» **Stated exercise**
Below, find each line holding "React" and state how many there are, using the number alone.

(Extracted records)
-------
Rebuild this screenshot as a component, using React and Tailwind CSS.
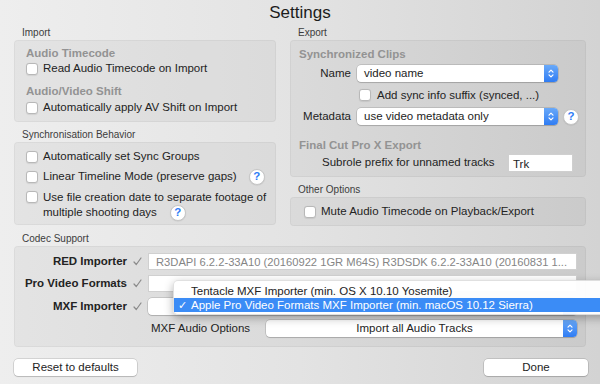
import React from 'react';

// small building blocks for the mac-style settings sheet
const Checkbox = () => (
  <span className="inline-block w-[12px] h-[12px] shrink-0 rounded-[3px] bg-white border border-[#b8b8b8] shadow-[0_0.5px_1px_rgba(0,0,0,0.08)]" />
);

const Help = () => (
  <span className="inline-flex items-center justify-center w-[16px] h-[16px] shrink-0 rounded-full bg-white border border-[#c6c6c6] shadow-[0_0.5px_1px_rgba(0,0,0,0.1)] text-[#2f7df6] text-[11.5px] font-bold leading-none">?</span>
);

const Stepper = () => (
  <span className="w-[14px] shrink-0 rounded-r-[4px] bg-linear-to-b from-[#69a9f9] to-[#2f7cf3] flex items-center justify-center">
    <svg width="8" height="11" viewBox="0 0 8 11" fill="none" stroke="white" strokeWidth="1.2" strokeLinecap="round" strokeLinejoin="round">
      <path d="M2 4.2 L4 2.2 L6 4.2 M2 6.8 L4 8.8 L6 6.8" />
    </svg>
  </span>
);

const Select = ({ value, className = '', center }) => (
  <div className={`h-[17px] flex bg-white rounded-[4px] shadow-[0_0_0_0.5px_rgba(0,0,0,0.22),0_1px_1px_rgba(0,0,0,0.12)] ${className}`}>
    <span className={`flex-1 px-[7px] leading-[17px] whitespace-nowrap overflow-hidden ${center ? 'text-center' : ''}`}>{value}</span>
    <Stepper />
  </div>
);

const Label = ({ children }) => (
  <div className="h-[14px] leading-[14px] pl-[8px] text-[10px] text-[#3c3c3c]">{children}</div>
);

const Heading = ({ children, className = '' }) => (
  <div className={`h-[16px] leading-[16px] font-bold text-[#939393] ${className}`}>{children}</div>
);

const Row = ({ children, className = '' }) => (
  <div className={`h-[16px] flex items-center gap-[5px] whitespace-nowrap ${className}`}>{children}</div>
);

const Box = ({ children, className = '' }) => (
  <div className={`rounded-[4px] bg-black/[0.04] border border-black/[0.045] ${className}`}>{children}</div>
);

const Check = () => (
  <svg width="9" height="9" viewBox="0 0 9 9" fill="none" stroke="#8a8a8a" strokeWidth="1.2" strokeLinecap="round" strokeLinejoin="round">
    <path d="M1 5 L3.3 7.5 L8 1" />
  </svg>
);

const Button = ({ children, className = '' }) => (
  <div className={`h-[17px] leading-[17px] text-center bg-white rounded-[4px] shadow-[0_0_0_0.5px_rgba(0,0,0,0.22),0_1px_1px_rgba(0,0,0,0.12)] ${className}`}>{children}</div>
);

const App = () => {
  return (
    <div className="relative w-[600px] h-[384px] overflow-hidden bg-linear-to-r from-[#eeeeee] via-[#e3e3e3] to-[#d3d3d3] font-['Liberation_Sans',Arial,sans-serif] text-[11.5px] text-[#232323]">
      {/* Titel */}
      <div className="h-[26px] flex items-center justify-center text-[17px] text-[#1c1c1c]">Settings</div>

      <div className="px-[14px]">
        <div className="flex gap-[14px]">
          {/* linke Spalte */}
          <div className="w-[262px] flex flex-col">
            <Label>Import</Label>
            <Box className="h-[82px] pt-[4px] pl-[11px]">
              <Heading>Audio Timecode</Heading>
              <Row>
                <Checkbox />
                <span>Read Audio Timecode on Import</span>
              </Row>
              <Heading className="mt-[6px]">Audio/Video Shift</Heading>
              <Row className="mt-[1px]">
                <Checkbox />
                <span>Automatically apply AV Shift on Import</span>
              </Row>
            </Box>

            <div className="mt-[6px]">
              <Label>Synchronisation Behavior</Label>
            </div>
            <Box className="h-[83px] pt-[6px] pl-[11px]">
              <Row>
                <Checkbox />
                <span>Automatically set Sync Groups</span>
              </Row>
              <Row className="mt-[4px]">
                <Checkbox />
                <span>Linear Timeline Mode (preserve gaps)</span>
                <span className="ml-[7px]"><Help /></span>
              </Row>
              <div className="mt-[4px] flex gap-[5px]">
                <span className="mt-[2px]"><Checkbox /></span>
                <div>
                  <div className="h-[16px] leading-[16px] whitespace-nowrap">Use file creation date to separate footage of</div>
                  <div className="h-[16px] flex items-center whitespace-nowrap">
                    multiple shooting days
                    <span className="ml-[13px]"><Help /></span>
                  </div>
                </div>
              </div>
            </Box>
          </div>

          {/* rechte Spalte */}
          <div className="flex-1 flex flex-col">
            <Label>Export</Label>
            <Box className="h-[137px] pt-[5px] pl-[8px]">
              <Heading>Synchronized Clips</Heading>
              <div className="mt-[3px] flex items-center">
                <span className="w-[52px] text-right">Name</span>
                <Select value="video name" className="ml-[6px] w-[201px]" />
              </div>
              <Row className="mt-[5px] pl-[60px]">
                <Checkbox />
                <span className="ml-[1px]">Add sync info suffix (synced, ...)</span>
              </Row>
              <div className="mt-[5px] flex items-center">
                <span className="w-[52px] text-right">Metadata</span>
                <Select value="use video metadata only" className="ml-[6px] w-[201px]" />
                <span className="ml-[5px]"><Help /></span>
              </div>
              <Heading className="mt-[11px]">Final Cut Pro X Export</Heading>
              <div className="mt-[1px] flex items-center pl-[23px] pr-[12px]">
                <span className="whitespace-nowrap">Subrole prefix for unnamed tracks</span>
                <div className="ml-auto w-[65px] h-[18px] leading-[18px] bg-white pl-[4px] border border-[#cfcfcf]">Trk</div>
              </div>
            </Box>

            <div className="mt-[6px]">
              <Label>Other Options</Label>
            </div>
            <Box className="h-[29px] pt-[6px] pl-[13px]">
              <Row>
                <Checkbox />
                <span>Mute Audio Timecode on Playback/Export</span>
              </Row>
            </Box>
          </div>
        </div>

        {/* Codec */}
        <div className="mt-[6px]">
          <Label>Codec Support</Label>
        </div>
        <Box className="h-[101px] pt-[6px] pr-[8px] flex flex-col">
          <div className="flex items-center h-[17px]">
            <span className="w-[112px] text-right font-bold">RED Importer</span>
            <span className="ml-[6px] w-[8px]"><Check /></span>
            <div className="ml-[7px] flex-1 h-[17px] leading-[17px] bg-white pl-[7px] border border-[#d0d0d0] text-[11.2px] text-[#858585] whitespace-nowrap overflow-hidden">
              R3DAPI 6.2.2-33A10 (20160922 1GR M64S) R3DSDK 6.2.2-33A10 (20160831 1...
            </div>
          </div>
          <div className="mt-[5px] flex items-center h-[17px]">
            <span className="w-[112px] text-right font-bold">Pro Video Formats</span>
            <span className="ml-[6px] w-[8px]"><Check /></span>
            <div className="ml-[7px] flex-1 h-[17px] bg-white border border-[#d0d0d0]" />
          </div>
          <div className="mt-[6px] flex items-center h-[17px]">
            <span className="w-[112px] text-right font-bold">MXF Importer</span>
            <span className="ml-[6px] w-[8px]"><Check /></span>
            <Select value="" className="ml-[7px] flex-1" />
          </div>
          <div className="mt-[5px] flex items-center h-[17px]">
            <span className="ml-[136px] whitespace-nowrap">MXF Audio Options</span>
            <Select value="Import all Audio Tracks" center className="ml-auto w-[311px]" />
          </div>
        </Box>

        <div className="mt-[12px] flex justify-between">
          <Button className="w-[123px]">Reset to defaults</Button>
          <Button className="w-[104px] -mr-[2px]">Done</Button>
        </div>
      </div>

      {/* offenes Popup-Menü */}
      <div className="absolute left-[173px] top-[280px] w-[440px] h-[35px] py-[3px] bg-white/95 rounded-[5px] border border-black/[0.12] shadow-[0_3px_10px_rgba(0,0,0,0.3)]">
        <div className="h-[14px] leading-[14px] pl-[17px] whitespace-nowrap">Tentacle MXF Importer (min. OS X 10.10 Yosemite)</div>
        <div className="h-[14px] leading-[14px] bg-[#3b8cf6] text-white flex items-center whitespace-nowrap">
          <span className="w-[17px] pl-[4px] text-[11px]">✓</span>
          <span>Apple Pro Video Formats MXF Importer (min. macOS 10.12 Sierra)</span>
        </div>
      </div>
    </div>
  );
};

export default App;
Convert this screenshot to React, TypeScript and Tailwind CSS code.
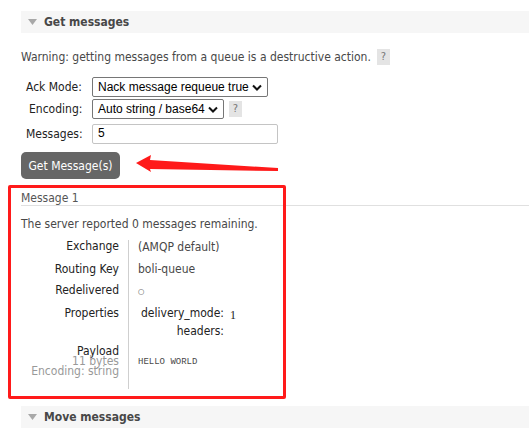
import React from 'react';

const body = "font-['DejaVu_Sans_Condensed','DejaVu_Sans',sans-serif]";

function SectionHeader({ title }: { title: string }) {
  return (
    <div className="flex h-[22px] items-center bg-[#f6f6f6]">
      <svg width="9" height="6" viewBox="0 0 9 6" className="ml-[7px]">
        <path d="M0 0 L9 0 L4.5 6 Z" fill="#a8a8a8" />
      </svg>
      <span className="ml-[7px] text-[12px] font-bold text-[#484848]">{title}</span>
    </div>
  );
}

function Help() {
  return (
    <span className="inline-flex h-[16px] w-[13px] items-center justify-center bg-[#e4e4e4] text-[11px] text-[#777]">?</span>
  );
}

function Chevron() {
  return (
    <svg width="10" height="7" viewBox="0 0 10 7" className="ml-auto mr-[5px] shrink-0">
      <path d="M1 1.5 L5 5.5 L9 1.5" fill="none" stroke="#111" strokeWidth="2" />
    </svg>
  );
}

export default function App() {
  return (
    <div className={`relative h-[439px] w-[529px] overflow-hidden bg-white text-[12px] text-[#484848] ${body}`}>
      <div className="pl-[21px] pt-[11px]">
        <SectionHeader title="Get messages" />

        <div className="mt-[15px] flex items-center gap-[6px]">
          <span>Warning: getting messages from a queue is a destructive action.</span>
          <Help />
        </div>

        <div className="mt-[11px] flex flex-col">
          <div className="flex items-center">
            <span className="w-[61px] pl-[5px] text-[#222]">Ack Mode:</span>
            <div className="ml-[10px] flex h-[20px] w-[176px] items-center whitespace-nowrap rounded-[2px] border border-[#767676] pl-[5px] font-['Liberation_Sans',sans-serif] text-[12px] text-black">
              Nack message requeue true
              <Chevron />
            </div>
          </div>
          <div className="mt-[2px] flex items-center">
            <span className="w-[61px] pl-[8px] text-[#222]">Encoding:</span>
            <div className="ml-[10px] flex h-[20px] w-[132px] items-center whitespace-nowrap rounded-[2px] border border-[#767676] pl-[5px] font-['Liberation_Sans',sans-serif] text-[12px] text-black">
              Auto string / base64
              <Chevron />
            </div>
            <span className="ml-[5px] flex"><Help /></span>
          </div>
          <div className="mt-[5px] flex items-center">
            <span className="w-[61px] pl-[5px] text-[#222]">Messages:</span>
            <div className="ml-[10px] flex h-[20px] w-[186px] items-start rounded-[2px] border border-[#c4c4c4] pl-[5px] pt-[1px] font-['Liberation_Sans',sans-serif] text-[12px] leading-[15px] text-black">
              5
            </div>
          </div>
        </div>

        <button className="mt-[8px] h-[27px] w-[99px] rounded-[5px] bg-[#666] text-[12px] text-white">
          Get Message(s)
        </button>

        <div className="mt-[12px] border-b border-[#e0e0e0] leading-[14px] text-[#555]">Message 1</div>

        <div className="mt-[11px] leading-[14px]">The server reported 0 messages remaining.</div>

        <div className="mt-[8px] flex text-[#222]">
          <div className="flex w-[98px] flex-col items-end pb-[13px] text-right leading-[14px]">
            <span>Exchange</span>
            <span className="mt-[9px]">Routing Key</span>
            <span className="mt-[7px]">Redelivered</span>
            <span className="mt-[9px]">Properties</span>
            <span className="mt-[26px] leading-[10px]">Payload</span>
            <span className="leading-[10px] text-[#999]">11 bytes</span>
            <span className="leading-[10px] text-[#999]">Encoding: string</span>
          </div>
          <div className="ml-[9px] mt-[1px] w-px bg-[#cfcfcf]" />
          <div className="flex flex-col pl-[9px] leading-[14px] text-[#484848]">
            <span className="mt-[1px]">(AMQP default)</span>
            <span className="mt-[8px]">boli-queue</span>
            <span className="mt-[9px] text-[8px]">○</span>
            <div className="mt-[7px] flex flex-col">
              <div className="flex items-end pl-[3px] text-[#222]">
                <span>delivery_mode:</span>
                <span className="ml-[6px] translate-y-[2px] font-['Liberation_Serif',serif]">1</span>
              </div>
              <div className="mt-[4px] w-[86px] text-right text-[#222]">headers:</div>
            </div>
            <span className="mt-[17px] font-['Liberation_Mono',monospace] text-[9px]">HELLO WORLD</span>
          </div>
        </div>

        <div className="mt-[17px]">
          <SectionHeader title="Move messages" />
        </div>
      </div>

      {/* red annotation box */}
      <div className="absolute left-[8px] top-[185px] h-[214px] w-[278px] rounded-[2px] border-[3px] border-[#ff1a1a]" />

      {/* red arrow */}
      <svg className="absolute left-[134px] top-[152px]" width="148" height="24" viewBox="0 0 148 24">
        <path d="M2 11 L17 3 L16 8 L144 16 L144 19 L16 17 L17 20 Z" fill="#ff1a1a" />
      </svg>
    </div>
  );
}
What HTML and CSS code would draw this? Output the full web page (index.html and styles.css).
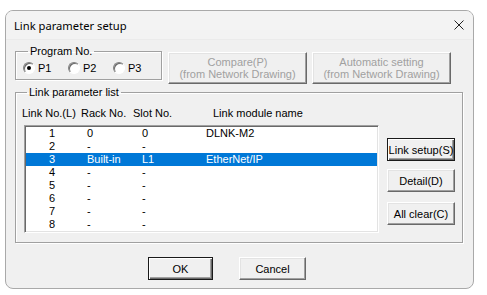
FILE: index.html
```html
<!DOCTYPE html>
<html lang="en">
<head>
  <meta charset="UTF-8">
  <title>Link parameter setup</title>
  <link rel="stylesheet" href="styles.css">
</head>
<body>
  <div class="window">
    <div class="titlebar">
      <span class="title">Link parameter setup</span>
      <svg class="close" viewBox="0 0 10 10" width="10" height="10">
        <path d="M0.5,0.5 L9.5,9.5 M9.5,0.5 L0.5,9.5" stroke="#222" stroke-width="1" fill="none"/>
      </svg>
    </div>

    <div class="content">
      <div class="top-row">
        <fieldset class="group program">
          <legend>Program No.</legend>
          <div class="radios">
            <label class="radio"><span class="dot checked"></span>P1</label>
            <label class="radio"><span class="dot"></span>P2</label>
            <label class="radio"><span class="dot"></span>P3</label>
          </div>
        </fieldset>
        <button class="btn wide" disabled>Compare(P)<br>(from Network Drawing)</button>
        <button class="btn wide" disabled>Automatic setting<br>(from Network Drawing)</button>
      </div>

      <fieldset class="group params">
        <legend>Link parameter list</legend>
        <div class="headers">
          <span>Link No.(L)</span>
          <span>Rack No.</span>
          <span>Slot No.</span>
          <span>Link module name</span>
        </div>
        <div class="list-area">
          <div class="listbox">
            <div class="row"><span>1</span><span>0</span><span>0</span><span>DLNK-M2</span></div>
            <div class="row"><span>2</span><span>-</span><span>-</span><span></span></div>
            <div class="row selected"><span>3</span><span>Built-in</span><span>L1</span><span>EtherNet/IP</span></div>
            <div class="row"><span>4</span><span>-</span><span>-</span><span></span></div>
            <div class="row"><span>5</span><span>-</span><span>-</span><span></span></div>
            <div class="row"><span>6</span><span>-</span><span>-</span><span></span></div>
            <div class="row"><span>7</span><span>-</span><span>-</span><span></span></div>
            <div class="row"><span>8</span><span>-</span><span>-</span><span></span></div>
          </div>
          <div class="side-buttons">
            <button class="btn side focus">Link setup(S)</button>
            <button class="btn side">Detail(D)</button>
            <button class="btn side clear">All clear(C)</button>
          </div>
        </div>
      </fieldset>

      <div class="bottom-row">
        <button class="btn action default">OK</button>
        <button class="btn action">Cancel</button>
      </div>
    </div>
  </div>
</body>
</html>
```

FILE: styles.css
```css
body {
  margin: 0;
  background: #ffffff;
  padding: 10px 0 0 5px;
}
.window {
  width: 467px;
  height: 277px;
  border: 1px solid #a9a9a9;
  border-radius: 8px;
  background: #f0f0f0;
  overflow: hidden;
  font-family: "Liberation Sans", Arial, sans-serif;
  font-size: 11px;
  color: #000;
}
.titlebar {
  height: 28px;
  display: flex;
  align-items: center;
  justify-content: space-between;
  padding: 0 9px 0 8px;
  background: #f3f3f3;
  border-bottom: 1px solid #ebebeb;
}
.title {
  font-family: "Noto Sans", sans-serif;
  font-size: 11.2px;
}
.content {
  padding: 5px 0 0 9px;
}
.top-row {
  display: flex;
  align-items: flex-start;
}
.group {
  margin: 0;
  padding: 0;
  border: 1px solid #a0a0a0;
  box-shadow: inset 1px 1px #fff, 1px 1px #fff;
}
.group legend {
  padding: 0 2px;
  margin-left: 5px;
  line-height: 13px;
}
.program {
  width: 147px;
  padding: 4px 0 5px 7px;
  box-sizing: border-box;
  height: 35px;
}
.radios {
  display: flex;
}
.radio {
  width: 45px;
  display: flex;
  align-items: center;
  height: 12px;
  gap: 3px;
}
.dot {
  width: 10px;
  height: 10px;
  border: 1px solid;
  border-color: #808080 #fff #fff #808080;
  border-radius: 50%;
  background: #fff;
  box-shadow: inset 1px 1px #696969;
  position: relative;
  flex: none;
}
.dot.checked::after {
  content: "";
  position: absolute;
  left: 3px;
  top: 3px;
  width: 4px;
  height: 4px;
  border-radius: 50%;
  background: #000;
}
.btn {
  font-family: "Liberation Sans", Arial, sans-serif;
  font-size: 11px;
  line-height: 12px;
  color: #000;
  background: #f0f0f0;
  padding: 0;
  margin: 0;
  border: 1px solid;
  border-color: #fff #696969 #696969 #fff;
  box-shadow: inset -1px -1px #a0a0a0, inset 1px 1px #e3e3e3;
  border-radius: 0;
}
.btn:disabled {
  color: #a0a0a0;
}
.wide {
  width: 139px;
  height: 32px;
  margin-top: 7px;
  margin-left: 6px;
}
.wide + .wide {
  margin-left: 5px;
}
.params {
  width: 448px;
  height: 157px;
  box-sizing: border-box;
  margin-top: 2px;
  padding: 8px 0 0 6px;
}
.headers {
  display: grid;
  grid-template-columns: 59px 52px 80px 1fr;
  height: 13px;
  line-height: 13px;
}
.list-area {
  display: flex;
  align-items: flex-start;
  margin-top: 5px;
  margin-left: 2px;
}
.listbox {
  width: 351px;
  height: 104px;
  background: #fff;
  border: 1px solid;
  border-color: #a0a0a0 #fff #fff #a0a0a0;
  box-shadow: inset 1px 1px #696969, inset -1px -1px #e3e3e3;
  padding: 1px;
}
.row {
  display: grid;
  grid-template-columns: 61px 55px 64px 1fr;
  height: 13px;
  line-height: 13px;
}
.row span:first-child {
  text-align: center;
  padding-right: 9px;
}
.row.selected {
  background: #0078d7;
  color: #fff;
}
.side-buttons {
  display: flex;
  flex-direction: column;
  margin-left: 8px;
  margin-top: 13px;
}
.side {
  width: 68px;
  height: 23px;
}
.side + .side {
  margin-top: 8px;
}
.side.clear {
  margin-top: 10px;
}
.focus, .default {
  border-color: #1a1a1a;
  box-shadow: inset 1px 1px #fff, inset -1px -1px #696969, inset -2px -2px #a0a0a0;
}
.bottom-row {
  display: flex;
  padding-left: 133px;
  margin-top: 14px;
}
.action {
  height: 23px;
}
.action.default {
  width: 65px;
}
.action + .action {
  width: 67px;
  margin-left: 26px;
}
```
-------
» **Correct response**
4